**REQUIRED TASK:**
Write the listing below out again exactly, dropping the images.

**MATERIAL PROVIDED:**
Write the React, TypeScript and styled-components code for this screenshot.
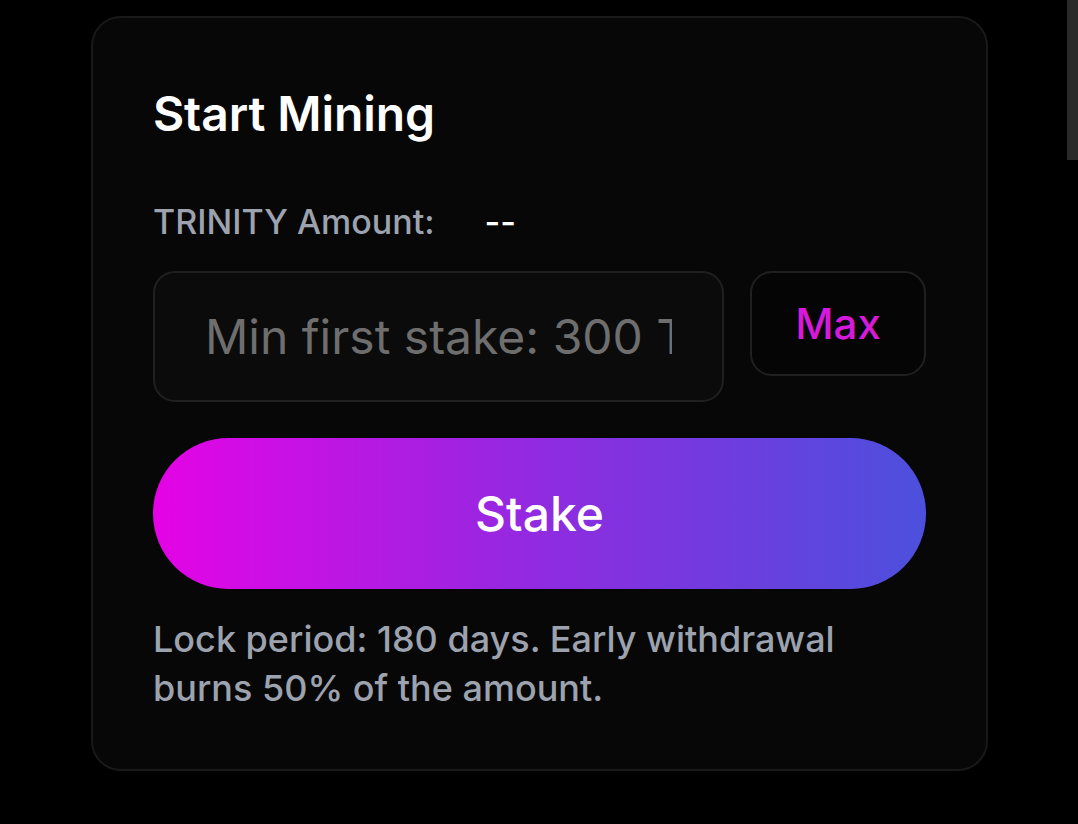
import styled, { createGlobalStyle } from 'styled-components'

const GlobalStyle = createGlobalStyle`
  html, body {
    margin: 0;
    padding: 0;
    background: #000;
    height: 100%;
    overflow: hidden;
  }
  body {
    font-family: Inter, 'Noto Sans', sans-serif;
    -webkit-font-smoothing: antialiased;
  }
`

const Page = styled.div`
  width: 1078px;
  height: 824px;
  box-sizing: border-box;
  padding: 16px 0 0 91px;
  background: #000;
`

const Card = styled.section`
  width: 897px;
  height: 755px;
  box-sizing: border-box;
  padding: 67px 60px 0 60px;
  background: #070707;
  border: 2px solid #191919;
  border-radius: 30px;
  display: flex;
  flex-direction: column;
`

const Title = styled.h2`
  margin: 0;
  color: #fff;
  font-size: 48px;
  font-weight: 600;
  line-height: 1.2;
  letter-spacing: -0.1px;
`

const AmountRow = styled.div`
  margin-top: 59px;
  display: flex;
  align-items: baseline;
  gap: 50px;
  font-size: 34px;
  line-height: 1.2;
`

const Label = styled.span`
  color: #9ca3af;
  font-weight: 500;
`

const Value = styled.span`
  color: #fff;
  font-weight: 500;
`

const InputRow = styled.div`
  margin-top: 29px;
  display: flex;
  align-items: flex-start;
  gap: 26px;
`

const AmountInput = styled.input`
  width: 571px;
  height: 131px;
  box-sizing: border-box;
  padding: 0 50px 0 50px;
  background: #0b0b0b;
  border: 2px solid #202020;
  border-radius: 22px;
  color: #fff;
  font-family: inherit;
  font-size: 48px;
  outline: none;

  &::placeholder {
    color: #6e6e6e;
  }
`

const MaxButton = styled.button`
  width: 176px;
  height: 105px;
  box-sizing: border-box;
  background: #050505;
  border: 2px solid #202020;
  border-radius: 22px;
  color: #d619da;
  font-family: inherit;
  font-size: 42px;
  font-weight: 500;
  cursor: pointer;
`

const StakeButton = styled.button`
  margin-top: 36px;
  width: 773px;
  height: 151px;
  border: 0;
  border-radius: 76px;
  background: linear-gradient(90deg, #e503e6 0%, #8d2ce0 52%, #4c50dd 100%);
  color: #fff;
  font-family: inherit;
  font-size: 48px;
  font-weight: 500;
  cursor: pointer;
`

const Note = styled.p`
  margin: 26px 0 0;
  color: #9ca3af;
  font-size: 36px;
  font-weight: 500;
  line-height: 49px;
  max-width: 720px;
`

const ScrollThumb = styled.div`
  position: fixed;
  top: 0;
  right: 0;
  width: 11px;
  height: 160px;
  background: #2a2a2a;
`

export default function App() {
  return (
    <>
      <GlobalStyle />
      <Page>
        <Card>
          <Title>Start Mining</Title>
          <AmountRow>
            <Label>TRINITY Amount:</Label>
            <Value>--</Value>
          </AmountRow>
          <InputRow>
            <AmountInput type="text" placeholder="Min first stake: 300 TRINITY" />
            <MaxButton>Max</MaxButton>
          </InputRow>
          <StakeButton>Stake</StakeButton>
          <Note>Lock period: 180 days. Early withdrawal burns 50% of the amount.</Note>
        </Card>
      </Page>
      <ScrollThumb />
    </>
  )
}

**TASK RESULT:**
Write the React, TypeScript and styled-components code for this screenshot.
import styled, { createGlobalStyle } from 'styled-components'

const GlobalStyle = createGlobalStyle`
  html, body {
    margin: 0;
    padding: 0;
    background: #000;
    height: 100%;
    overflow: hidden;
  }
  body {
    font-family: Inter, 'Noto Sans', sans-serif;
    -webkit-font-smoothing: antialiased;
  }
`

const Page = styled.div`
  width: 1078px;
  height: 824px;
  box-sizing: border-box;
  padding: 16px 0 0 91px;
  background: #000;
`

const Card = styled.section`
  width: 897px;
  height: 755px;
  box-sizing: border-box;
  padding: 67px 60px 0 60px;
  background: #070707;
  border: 2px solid #191919;
  border-radius: 30px;
  display: flex;
  flex-direction: column;
`

const Title = styled.h2`
  margin: 0;
  color: #fff;
  font-size: 48px;
  font-weight: 600;
  line-height: 1.2;
  letter-spacing: -0.1px;
`

const AmountRow = styled.div`
  margin-top: 59px;
  display: flex;
  align-items: baseline;
  gap: 50px;
  font-size: 34px;
  line-height: 1.2;
`

const Label = styled.span`
  color: #9ca3af;
  font-weight: 500;
`

const Value = styled.span`
  color: #fff;
  font-weight: 500;
`

const InputRow = styled.div`
  margin-top: 29px;
  display: flex;
  align-items: flex-start;
  gap: 26px;
`

const AmountInput = styled.input`
  width: 571px;
  height: 131px;
  box-sizing: border-box;
  padding: 0 50px 0 50px;
  background: #0b0b0b;
  border: 2px solid #202020;
  border-radius: 22px;
  color: #fff;
  font-family: inherit;
  font-size: 48px;
  outline: none;

  &::placeholder {
    color: #6e6e6e;
  }
`

const MaxButton = styled.button`
  width: 176px;
  height: 105px;
  box-sizing: border-box;
  background: #050505;
  border: 2px solid #202020;
  border-radius: 22px;
  color: #d619da;
  font-family: inherit;
  font-size: 42px;
  font-weight: 500;
  cursor: pointer;
`

const StakeButton = styled.button`
  margin-top: 36px;
  width: 773px;
  height: 151px;
  border: 0;
  border-radius: 76px;
  background: linear-gradient(90deg, #e503e6 0%, #8d2ce0 52%, #4c50dd 100%);
  color: #fff;
  font-family: inherit;
  font-size: 48px;
  font-weight: 500;
  cursor: pointer;
`

const Note = styled.p`
  margin: 26px 0 0;
  color: #9ca3af;
  font-size: 36px;
  font-weight: 500;
  line-height: 49px;
  max-width: 720px;
`

const ScrollThumb = styled.div`
  position: fixed;
  top: 0;
  right: 0;
  width: 11px;
  height: 160px;
  background: #2a2a2a;
`

export default function App() {
  return (
    <>
      <GlobalStyle />
      <Page>
        <Card>
          <Title>Start Mining</Title>
          <AmountRow>
            <Label>TRINITY Amount:</Label>
            <Value>--</Value>
          </AmountRow>
          <InputRow>
            <AmountInput type="text" placeholder="Min first stake: 300 TRINITY" />
            <MaxButton>Max</MaxButton>
          </InputRow>
          <StakeButton>Stake</StakeButton>
          <Note>Lock period: 180 days. Early withdrawal burns 50% of the amount.</Note>
        </Card>
      </Page>
      <ScrollThumb />
    </>
  )
}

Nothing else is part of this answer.